How does the OOM killer decide which process to kill inside a container, and how would you tune it for a production service?
Strong Answer:
When a cgroup hits its memory.max limit, the kernel’s OOM killer activates for that cgroup specifically (it does not kill processes outside the cgroup). It selects the victim by calculating an oom_score for each process based on RSS, swap usage, and the oom_score_adj value.
For production tuning, set memory.high to a value below memory.max (e.g., high at 900MB, max at 1GB). When usage crosses memory.high, the kernel throttles memory allocation instead of killing, giving the application a chance to shed load or run garbage collection. This turns a hard crash into a soft slowdown.

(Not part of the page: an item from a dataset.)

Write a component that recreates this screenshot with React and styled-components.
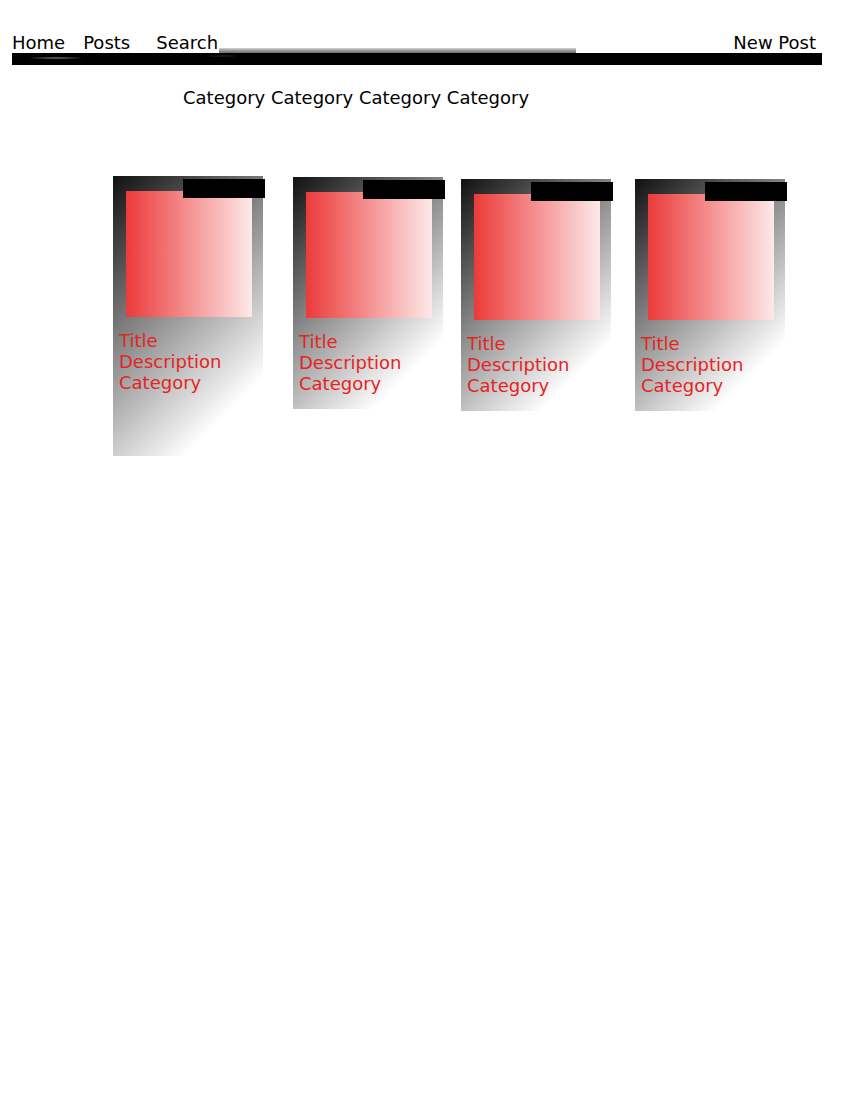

Also configure oom_score_adj to ensure the right process dies if OOM is unavoidable. Setting the main process to -500 and helper sidecars to 0 ensures sidecars die first. And critically, monitor memory.events to alert on oom_kill events before they cascade.
A subtle point: application-level memory metrics (like JVM heap usage) only show user-space allocations. The kernel counts all memory charged to the cgroup, including page cache, tmpfs mounts, and kernel stack pages. A container writing heavily to tmpfs will trigger OOM even though the application reports low heap usage.
Follow-up: What is the difference between a cgroup OOM and a host-level OOM? Which is worse operationally?A cgroup OOM is scoped and controlled — only processes in that cgroup die. A host-level OOM means the entire machine’s memory is exhausted, and the kernel’s global OOM killer activates, often killing the wrong process. Host OOM is operationally catastrophic because it cascades across unrelated services. This is precisely why cgroup memory limits exist — they convert a global disaster into a local, contained failure.
What is CPU throttling in CFS bandwidth control, and why does it cause latency spikes even when average CPU usage is low?
Strong Answer:
CFS bandwidth control gives each cgroup a quota of CPU time per period (default 100ms). If cpu.max is 50000 100000, the container gets 50ms of CPU time per 100ms period.
The latency spike occurs when the container uses its entire 50ms quota in a burst at the start of the period. For the remaining 50ms, threads are suspended even if the CPU is idle. A request arriving during the throttled window waits up to 100ms, creating artificial latency.
This is measurable via cpu.stat — look for nr_throttled and throttled_usec. A container with low average CPU usage can still show thousands of throttle events if usage is bursty.
Mitigation strategies: increase the CPU limit for burst headroom, reduce the CFS period (smaller periods like 10ms distribute throttling more evenly but increase scheduling overhead), or use cpuset.cpus to pin the container to dedicated cores, bypassing the bandwidth controller entirely.
Follow-up: Why do some Kubernetes operators recommend removing CPU limits entirely?The argument is that CFS throttling causes more damage to latency-sensitive services than noisy neighbors do. If the cluster has accurate CPU requests and nodes are not overprovisioned, the scheduler places pods so total requested CPU does not exceed node capacity. Without limits, a pod can burst above its request when CPU is available. The counterargument is that without limits, a misbehaving pod can starve neighbors during peak load. The right answer depends on workload characteristics: for steady-state services with predictable CPU profiles, removing limits works well; for batch jobs or untrusted workloads, limits are necessary.